The two of us living here in Mum’s house were supposed to be having an adventure. Thence we had fled, abandoning our own home. While Mum got on with things downstairs, we were playing Anne Frank in the attic, hiding out upstairs and sneaking down for food. Sharky was the last of four cats, and when he died, it was as though I was losing everything all over again: not just his love and companionship, but the entire feline crowd, our house, and the life we lived together.

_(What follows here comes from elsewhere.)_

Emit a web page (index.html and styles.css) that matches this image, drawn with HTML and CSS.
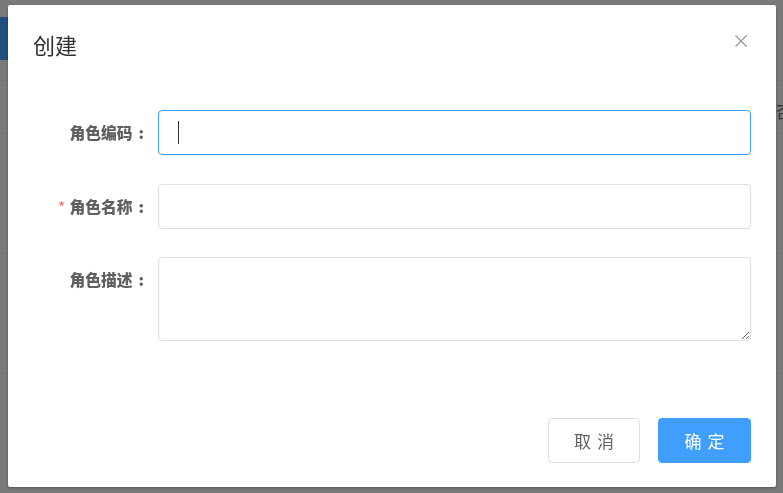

Ah! Those halycon days! Those days when Thor was beating up everybody except the giant Maine Coon in the next street, when Lucky smiled at me from the back door, and Fusspot teased the seagulls and made them stress out all over my washing. Those days when I had an office to dislike with cordial passion, cat shows to get incomprehensibly excited over, and Star Trek Voyager showing every week on BBC2 at 6 PM. Just like Lister in the Red Dwarf, I’d settle down with my curries and shandy and didn’t have to worry about someone else wanting the Antique Roadshow instead. The cats weren’t into clocks and Welsh dressers.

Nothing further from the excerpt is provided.